HIGHLIGHT: The judiciary's desire to make local
religious activities a federal matter has created tension between church and
state and could deprive some unfortunate children of a much-needed special
school.
BODY: Tension between church
and state is built into American constitutional law. The U.S. Supreme Court's
decision in the New York Hasidim case, whenever the decision comes, may
alleviate but won't come near resolving that tension.
This is because most Americans are not one thing but two: They are
citizens of the United States, AND they are members of religious denominations
or groupings. Each affiliation carries with it specific privileges and
immunities; sometimes these seem to clash. Seem, I say; not necessarily
do.
But there is a second reason the tension
will endure: The federal courts for 30 years, rather than trying to balance
these privileges and immunities, have tilted noticeably against those with
religious content.
Federal policy, with exceptions,
such as coins that say "In God We Trust" and chaplains who pray (futilely, to
judge by the results) for senators and congressmen -- federal policy is chiefly
secular. This imbalance rubs many Americans the wrong way, creating extra, and
mostly needless, social tensions at a time most would regard as tense enough.

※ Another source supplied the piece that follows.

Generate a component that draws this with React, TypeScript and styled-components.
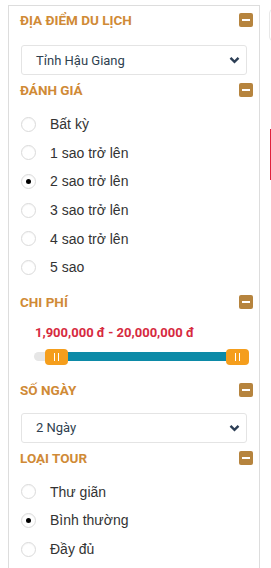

The problem at bottom is the federal judiciary's decision,
around midcentury, to involve itself in matters thitherto left chiefly to local
people to resolve on a local basis. Once religion became a federal matter, the
federal courts were stuck. All the minutiae of religion, when practiced outside
the church (e.g., creches on courthouse lawns, public prayers at football games,
crosses on local coats-of-arms) were bound to come up for federal
adjudication.
Whenever this happens, don't feel sorry
for the feds. They brought this sorry plight on themselves, through their
meddling. Take from local people the right to resolve local matters, and
meddlers end up resolving, solomonically, all the peoples disputes, world
without end, Amen.
As with the Hasidic case. What we've
got up here in Kiryas Joel, N.Y., is a law-abiding community
of highly orthodox Hasidic Jews who take religion seriously. Their style of
dress is somber and reserved. They try to preserve their children from the
various and manifold taints of modern life. They are in that sense not unlike
the Amish. The 200 handicapped children who attend the special school in
Kiryas Joel enjoy public education as a federal constitutional
right. Nobody questions this. The only question is, may the children have their
own school?
Why would they want such a school? Because
parents fear that, in the local public schools, their children would be
ridiculed for the way they dress and the way they act. The Hasidic schools
curriculum, by the way, is entirely secular. A New York appeals court was
nonetheless horrified that the state should allow what the justices deemed
"separatism" in preference to pluralism.
The U.S.
Supreme Court, as if it didn't have enough to do running the country in our
behalf, now undertakes to decide whether 200 handicapped Jewish children
in a town 40 miles from New York City may have their own school. Repeat: Don't
feel sorry for their honors. Their own presumption, and that of their
predecessors, has laid upon them this dreary duty.
A
Texan looking on from afar feels a sense of wonder, as if the Red Queen were in
charge of these proceedings. He would put a basic question: What is the problem
here? What is the matter with tax-paying Hasidic Jews having their own public
school for the handicapped if that is what they want? Separatism? Oh,
come on. We have separatism elsewhere in American life, and liberals applaud, so
long as the separatists portray themselves as an oppressed minority.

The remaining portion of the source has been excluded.